Attendiez-vous quelque chose du dernier Guide Michelin ?
Rien de spécial honnêtement car j’étais assez confiant sur le fait de conserver cette première étoile. Nous avons mis du temps à créer notre formule, que ce soit en cuisine, en salle ou avec nos fournisseurs et nous en sommes fiers. Une étoile récompense le travail mais ça tient parfois à peu de choses et on travaille avant tout pour nos clients, pour qu’ils vivent une expérience singulière à notre table. L’essentiel est de trouver son identité et la faire évoluer et non pas de suivre des tendances. La cuisine est un don de soi et il faut y prendre du plaisir. A partir de ce moment-là, tout se déroule bien. Il faut aller à l’essentiel.
Quel est votre point de vue sur la responsabilité environnementale et comment cela se traduit-il dans votre quotidien de chef ?
Évidemment, tout le monde est concerné par la responsabilité environnementale et c’est le cas dans notre établissement. On s’attache au quotidien à limiter notre impact en réduisant l’utilisation du plastique et d’autres emballages inutiles. On collabore par exemple avec un producteur qui emballe les micro végétaux dans un papier recyclé plutôt que des barquettes, on utilise des caisses spéciales pour conserver le poisson, on évite également au maximum les cuissons sous vide, on filtre l’eau sur place…. Depuis l’année dernière, on cultive notre propre jardin sur 400 m2 avec des tomates, des herbes aromatiques et d’autres plantations prochainement.

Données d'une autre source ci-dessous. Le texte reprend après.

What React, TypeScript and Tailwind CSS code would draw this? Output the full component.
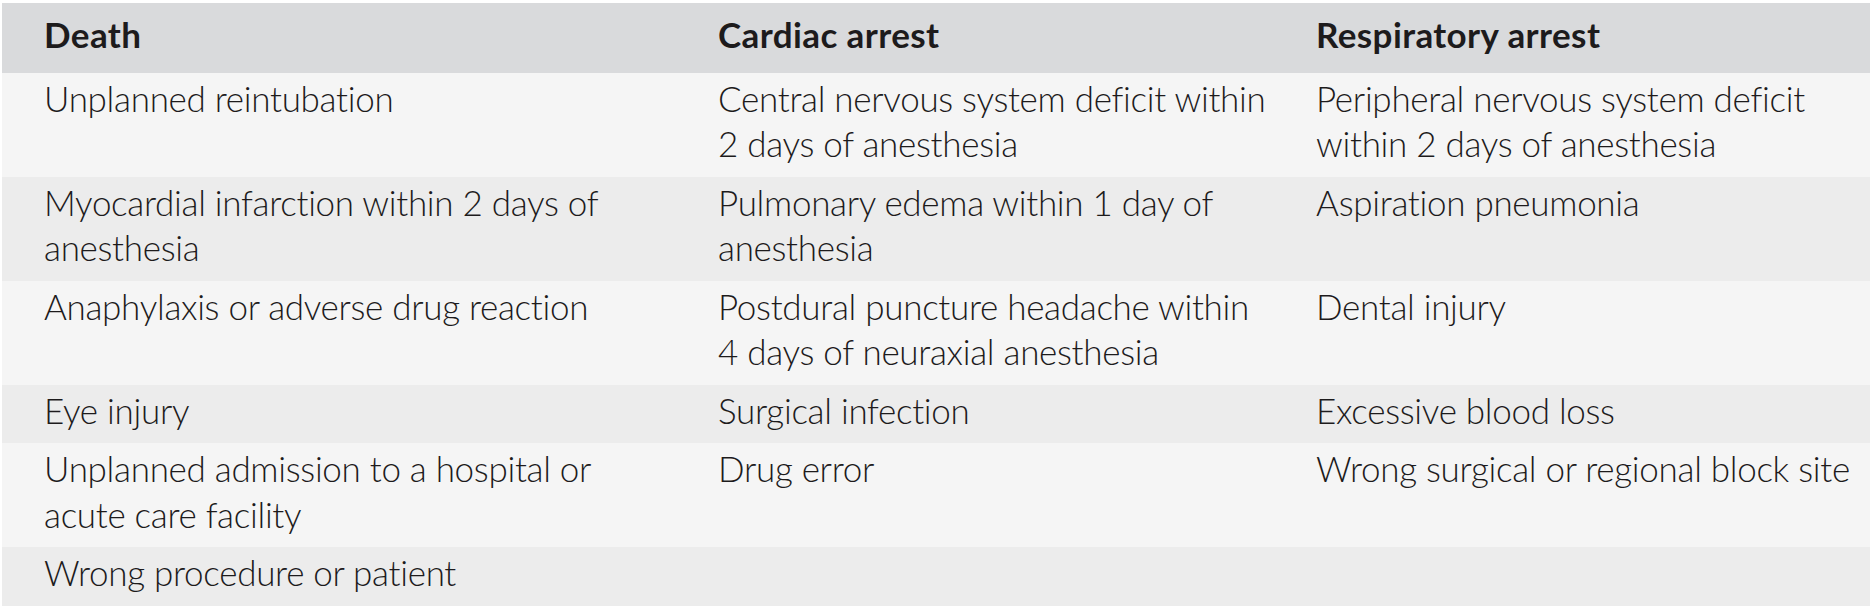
import React from "react";

const rows: string[][][] = [
  [["Unplanned reintubation"], ["Central nervous system deficit within", "2 days of anesthesia"], ["Peripheral nervous system deficit", "within 2 days of anesthesia"]],
  [["Myocardial infarction within 2 days of", "anesthesia"], ["Pulmonary edema within 1 day of", "anesthesia"], ["Aspiration pneumonia"]],
  [["Anaphylaxis or adverse drug reaction"], ["Postdural puncture headache within", "4 days of neuraxial anesthesia"], ["Dental injury"]],
  [["Eye injury"], ["Surgical infection"], ["Excessive blood loss"]],
  [["Unplanned admission to a hospital or", "acute care facility"], ["Drug error"], ["Wrong surgical or regional block site"]],
  [["Wrong procedure or patient"], [], []],
];

const headers = ["Death", "Cardiac arrest", "Respiratory arrest"];

export default function App() {
  return (
    <div
      className="w-[1872px] h-[608px] bg-white pt-[3px] px-[2px] text-[#1d1b1c] [font-variant-ligatures:none]"
      style={{ fontFamily: "Lato, 'Open Sans', 'Liberation Sans', sans-serif" }}
    >
      <div className="grid grid-cols-[674px_598px_1fr] bg-[#d9dadc] pt-[9px] pb-[15px] text-[35px] leading-[45.5px] font-bold tracking-[0.4px]">
        {headers.map((h) => (
          <div key={h} className="pl-[42px] whitespace-nowrap">
            {h}
          </div>
        ))}
      </div>
      {rows.map((row, i) => (
        <div
          key={i}
          className={`grid grid-cols-[674px_598px_1fr] pt-[3px] pb-[10px] text-[35px] leading-[45.5px] font-light tracking-[-0.3px] ${
            i % 2 === 0 ? "bg-[#f5f5f5]" : "bg-[#ececec]"
          }`}
        >
          {row.map((cell, j) => (
            <div key={j} className="pl-[42px] whitespace-nowrap">
              {cell.map((line, k) => (
                <div key={k}>{line}</div>
              ))}
            </div>
          ))}
        </div>
      ))}
    </div>
  );
}
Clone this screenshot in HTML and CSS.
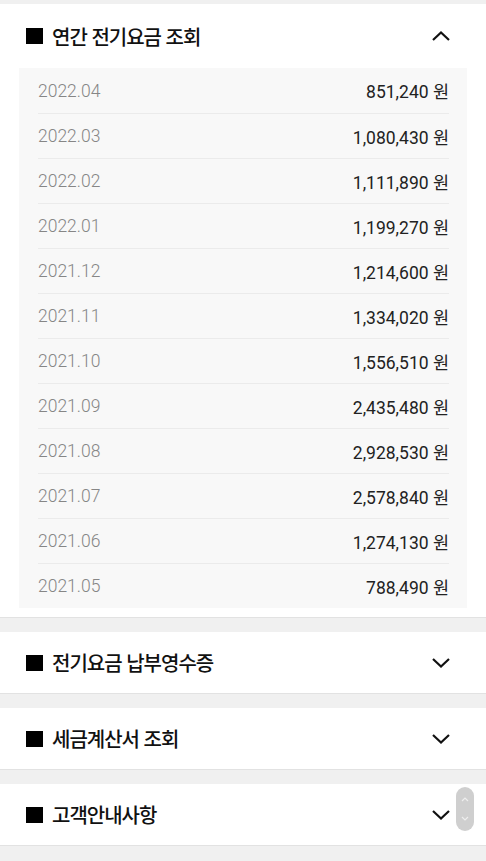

Quels sont vos projets pour les prochains mois ?
On vient de finaliser l’achat de 5 hectares de vignes avec l’objectif futur de produire nos propres vins en collaboration avec un œnologue. On envisage de faire les vendanges avec l’équipe et de servir ensuite les vins au restaurant. On a déjà 800 références à la carte mais ce projet va marquer une nouvelle étape dans le développement du restaurant et l’affirmation de notre identité qui demeure notre priorité.